'He’s A Little Bit Of A Folk Hero': Baby Yoda Will Try For Elusive First Stakes Win In Cigar Mile - Horse Racing News | Paulick Report

‘He’s A Little Bit Of A Folk Hero’: Baby Yoda Will Try For Elusive First Stakes Win In Cigar Mile

Baby Yoda wins an allowance-optional claiming race by 10 3/4 lengths Oct. 7 at the Belmont at the Big A meet

Seven-time winner and multiple graded stakes placed Baby Yoda will pursue his first stakes triumph in Saturday's $750,000 Cigar Mile Handicap (G1) at Aqueduct Racetrack, owner Adam Wachtel said.

Owned by Wachtel Stable in partnership with Pantofel Stable, Gary Barber and Jerry Zaro and trained by Hall of Famer Bill Mott, Baby Yoda was most recently a close second as the favorite in the Kelso Handicap (G2) on October 29 at Belmont at the Big A. He set a moderate tempo on the backstretch before being passed up by upset winner and probable returning rival Double Crown inside the sixteenth pole.

A four-time winner of eight starts this season, the 4-year-old Florida-bred Prospective gelding defeated starter-allowance company going six furlongs twice in Kentucky at the beginning of the year before securing allowance optional-claiming scores on the NYRA circuit going seven furlongs and a one-turn mile, respectively. He was a narrowly beaten second in the Pelican at Tampa Bay Downs in his 2022 debut and was a distant second to Flightline in last year's Malibu (G1) at Santa Anita.

Overall, Baby Yoda has a 7-3-2 career line from 15 outings and $525,720 in earnings.

Baby Yoda worked a half-mile in :48.60 over the Belmont Park training track on Saturday.

“He's a little bit of a folk hero, but he's never won a stakes race,” Wachtel said. “He's come close a couple times, he finished second to Flightline in the Malibu. I would hope that we get some weight from some of these others. But so far, that's the plan. If he comes out of yesterday's work in good shape, we'll be there next Saturday.”

Baby Yoda is most well-known for recording a 114 Beyer Speed Figure at allowance level last September at Saratoga, defeating eventual Grade 1-winning stablemate Olympiad by 4 1/4 lengths going 6 1/2 furlongs.

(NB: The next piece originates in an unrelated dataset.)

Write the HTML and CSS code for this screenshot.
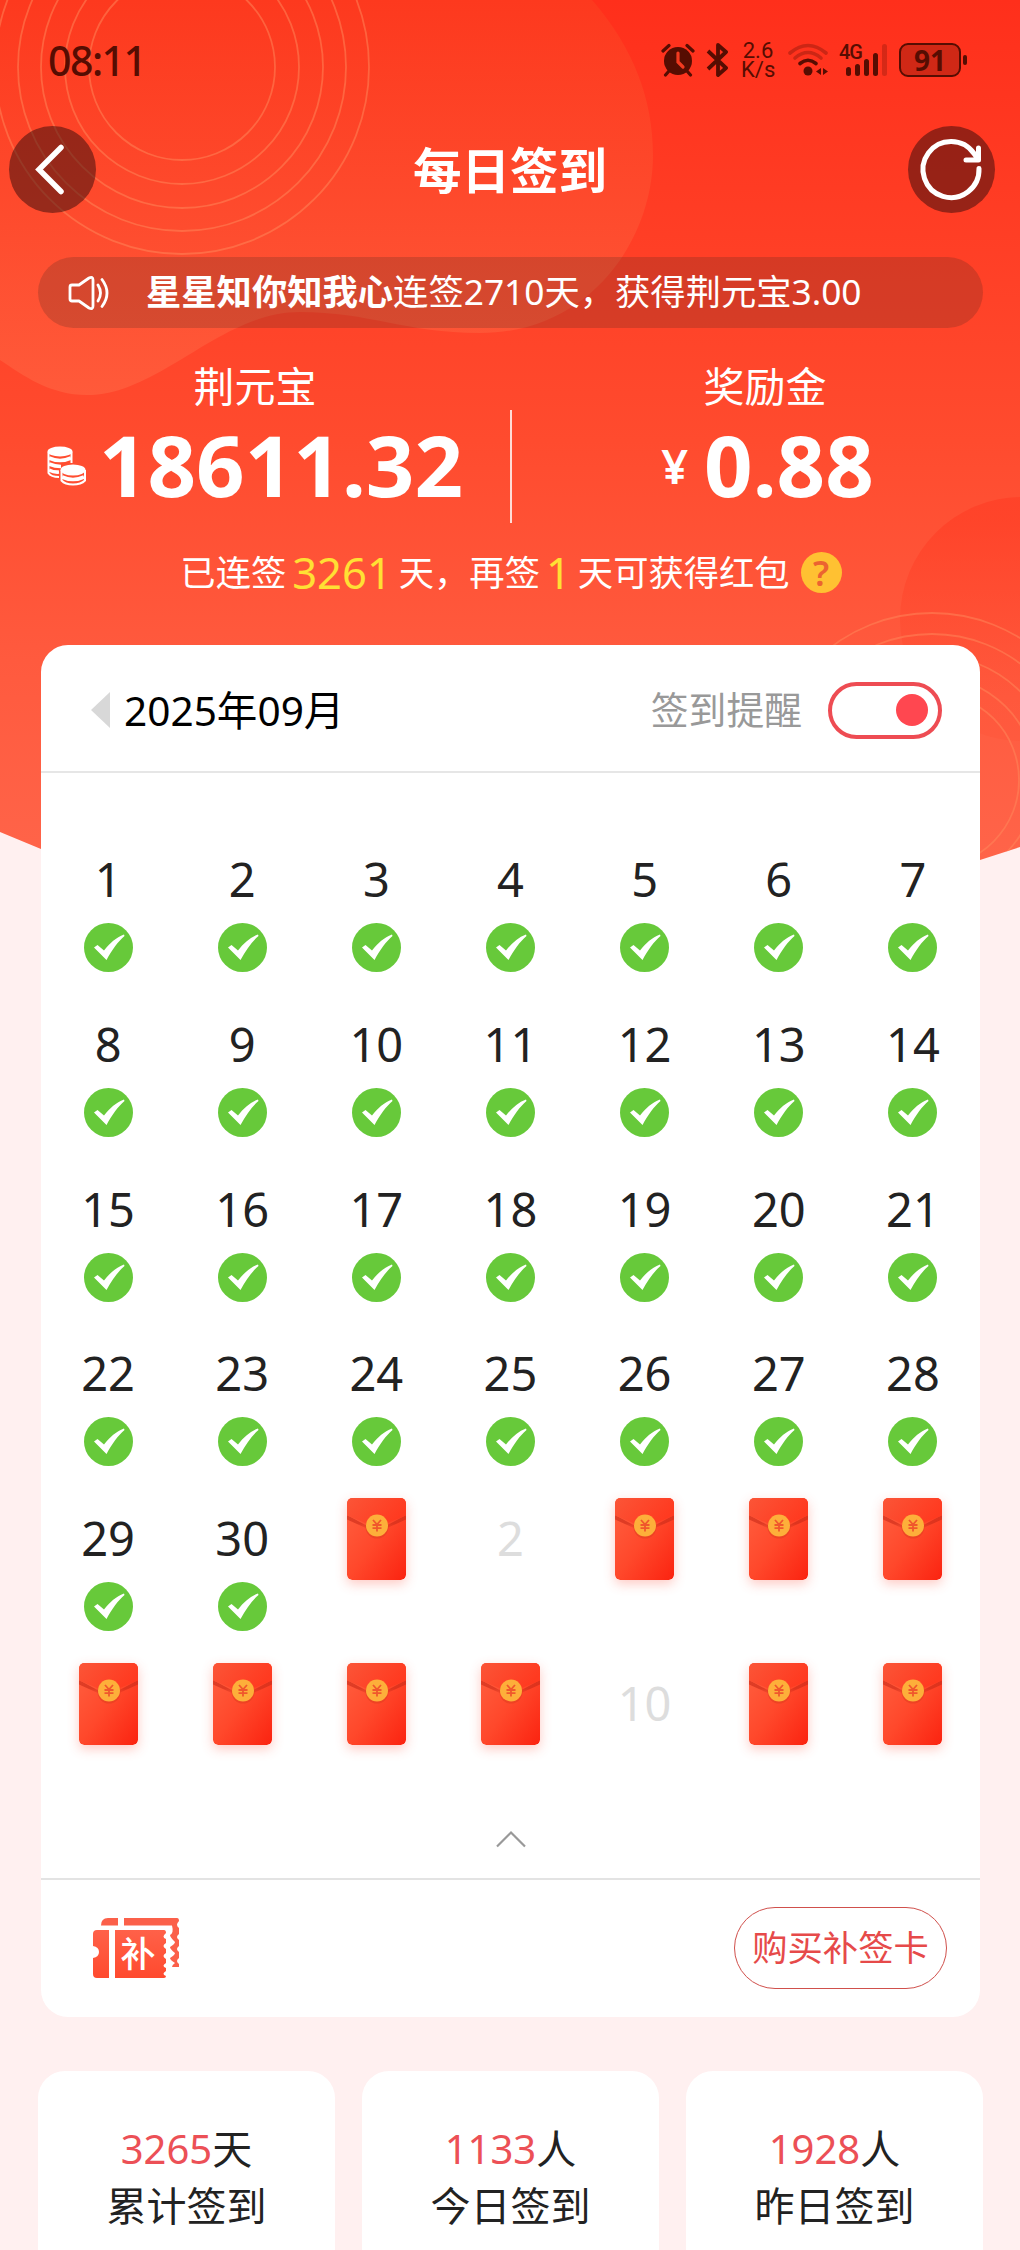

“That was quite something. I came up that day on a last minute trip and I knew he was training well and I knew how good Olympiad was,” Wachtel recalled. “That was quite the extraordinary effort. The next morning, I was at the training track and other trainers that I knew were making comments about how good the horse was. He's been a really cool horse that's run in big races against big competition. We gave him a little class relief in Kentucky this spring running in some starter races, just trying to get his confidence back up.”